# ipb arcade system(game system)



## DarkRey (Aug 20, 2008)

can we have ipb arcade system mod? 
it will be fun to play against each other and to  try to beat the games' top  scores
example


----------



## alex (Aug 20, 2008)

Yeah, I saw this before, I think there was something on Tohea like that.

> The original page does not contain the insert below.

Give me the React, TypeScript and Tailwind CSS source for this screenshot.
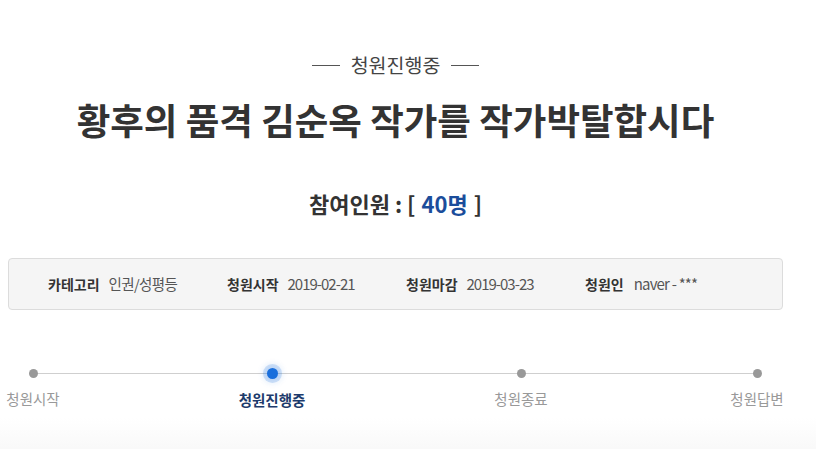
import React from "react";

const steps = [
  { label: "청원시작", active: false, ml: "ml-[-8px]" },
  { label: "청원진행중", active: true, ml: "ml-[173px]" },
  { label: "청원종료", active: false, ml: "ml-[183px]" },
  { label: "청원답변", active: false, ml: "ml-[170px]" },
];

export default function App() {
  return (
    <div
      className="w-[816px] h-[449px] overflow-hidden bg-white"
      style={{ fontFamily: '"Noto Sans CJK KR", "Noto Sans", sans-serif' }}
    >
      <div className="ml-[8px] w-[775px] flex flex-col items-center">
        <div className="mt-[50px] h-[30px] flex items-center gap-[11px] text-[19.5px] text-[#444]">
          <span className="w-[28px] h-px bg-[#555]" />
          <span className="leading-none">청원진행중</span>
          <span className="w-[28px] h-px bg-[#555]" />
        </div>
        <h1 className="mt-[15px] h-[50px] flex items-center text-[36.5px] font-bold text-[#333] leading-none">
          황후의 품격 김순옥 작가를 작가박탈합시다
        </h1>
        <div className="mt-[41px] h-[34px] flex items-center text-[22px] font-bold text-[#333] leading-none">
          참여인원 : [ <span className="text-[#1b4d9b] mx-[6px]">40명</span> ]
        </div>
        <div className="mt-[38px] self-stretch h-[52px] rounded-[4px] border border-[#dcdcdc] bg-[#f5f5f5] grid grid-cols-[179px_179px_179px_179px] items-center pl-[39px] text-[14px] text-[#555]">
          <div className="flex items-center gap-[9px]">
            <span className="font-bold text-[#333]">카테고리</span>
            <span className="text-[14.5px] tracking-[-0.6px]">인권/성평등</span>
          </div>
          <div className="flex items-center gap-[9px]">
            <span className="font-bold text-[#333]">청원시작</span>
            <span className="text-[15px] tracking-[-1px]">2019-02-21</span>
          </div>
          <div className="flex items-center gap-[9px]">
            <span className="font-bold text-[#333]">청원마감</span>
            <span className="text-[15px] tracking-[-1px]">2019-03-23</span>
          </div>
          <div className="flex items-center gap-[10px]">
            <span className="font-bold text-[#333]">청원인</span>
            <span className="text-[15px] tracking-[-0.8px]">naver - ***</span>
          </div>
        </div>
      </div>
      <div className="relative ml-[8px] w-[775px] mt-[58px] h-[50px]">
        <div className="absolute left-[25px] right-[26px] top-[5px] h-px bg-[#cfcfcf]" />
        <div className="flex">
          {steps.map((s, i) => (
            <div
              key={i}
              className={`relative flex flex-col items-center w-[66px] shrink-0 ${s.ml}`}
            >
              {s.active ? (
                <span className="w-[11px] h-[11px] rounded-full bg-[#1a6fdc] shadow-[0_0_0_4px_rgba(26,111,220,0.18),0_0_6px_4px_rgba(26,111,220,0.15)]" />
              ) : (
                <span className="w-[9px] h-[9px] mt-px rounded-full bg-[#999]" />
              )}
              <span
                className={`mt-[14px] text-[14.5px] leading-none whitespace-nowrap ${
                  s.active ? "font-bold text-[#1d3b6c]" : "text-[#999]"
                }`}
              >
                {s.label}
              </span>
            </div>
          ))}
        </div>
      </div>
      <div className="h-[36px] bg-gradient-to-b from-white to-[#f8f8f8]" />
    </div>
  );
}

:\ Someone's gonna figure out to hack it. And the mods will hack the highscores. So will the Admins, and whoever beats them gets banned. Ah, sounds good!


----------



## DarkRey (Aug 20, 2008)

lol
moderators cant change anything in the game but admins can but they are gud people so they wont change any score


----------



## alex (Aug 20, 2008)

DarkRey said:
			
		

> lol
> moderators cant change anything in the game but admins can but they are gud people so they wont change any score



Are you sure about that? 
	

	
	
		
		

		
		
	


	






Anyone else want a game system in here? Anyone?


----------



## Hybridx24 (Aug 21, 2008)

Sounds good, but they are highly exploitable... Well at least not IPBArcade (I think), but I know v3Arcade was discontinued (until the vB 3.7 version comes out).


----------



## Gore (Aug 21, 2008)

Alex said:
			
		

> DarkRey said:
> 
> 
> 
> ...


You're not funny.

1) The Supervisors and Admins aren't overbearing dictators, and wouldn't ban people for getting higher scores than them or make themselves have the highest scores.

2) There's really /NO/ point in them putting their scores as highest.


----------



## fischju (Aug 21, 2008)

I would prefer a battle system like 1emulation has


----------



## DeMoN (Aug 21, 2008)

Those games are too easily hacked.  I've never seen a forum arcade that didn't have hacked high scores.


----------



## podunk1269 (Aug 21, 2008)

I want a e points system with a betting thing.  An old ewrestling (yes i am a loser) forum I was on had it and I loved it


----------



## Urza (Aug 21, 2008)

Yes, let's bog up the site with more unneeded features so people can waste their time playing shitty flash games.

If your standards are so nonexistent that you would actually want to play browser games, go to one of the several thousand sites dedicated to doing just that. Then, once you've gotten the high score on elf bowling (it only took you a month !), you can buy a T-shirt that says "My life is so worthless that I spend a month playing elf bowling and all I got was this lousy t-shirt".


----------



## Sir-Fritz (Aug 21, 2008)

Also, if its like the ones i've seen that you need "points" to play than their will be alot more spam.


----------



## alex (Aug 21, 2008)

PaperPlane said:
			
		

> Alex said:
> 
> 
> 
> ...


I'm not trying to be. I know the Admins and Mods are good people, all the the staff is. And yeah, Flash Games CAN be hacked, and WILL be hacked eventually.


----------